Professional mermaids can make a decent amount of money performing at parties and teaching others how to 'swim like a mermaid.' They typically charge $US300 per hour at birthday parties. But becoming a licensed mermaid and learning how to start your own mermaid business is pricey. Montreal-based company Aqua Mermaid charges entrepreneurs $US3,800 for a five-day training course.
Professional cuddlers charge up to $US80 an hour to snuggle with strangers. The downside: This work comes with its share of emotional burdens, says Portland-based cuddler Samantha Hess.
Professional TV watcher is a real job -- but it's not necessarily as easy as it sounds. According to an Investopedia.com article, pro TV watchers 'usually scan through different shows and news clips, and find the right clips that can be used on a television show or news program.' The article also says when Jimmy Kimmel was looking for a TV watcher back in 2005, his show was offering pay of $US500 to $US600 per week.
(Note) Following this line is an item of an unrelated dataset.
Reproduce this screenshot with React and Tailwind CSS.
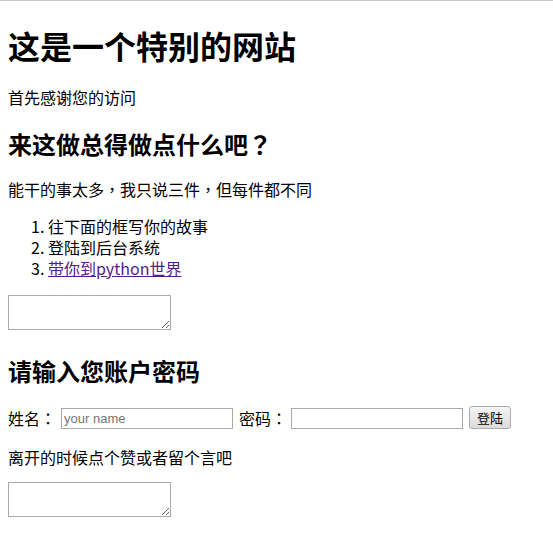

Some Chinese companies will pay men $US1,000 a week to don a business suit and shake hands with Chinese businessmen, while others will hire foreigners to attend real-estate events and pose as celebrities.
'It is a widespread belief in China that if foreigners are hired at an event, the whole thing is bumped up to another level,' a real-estate agent from the outskirts of Chongqing told The Times.
Professional line-standers do one thing most of us have no patience for: wait in line. These professionals are especially busy during big sales (think Black Friday) and product launches (new iPhone releases, for example). Rates vary, but one professional line-stander told Business Insider he earns up to $US1,000 a week.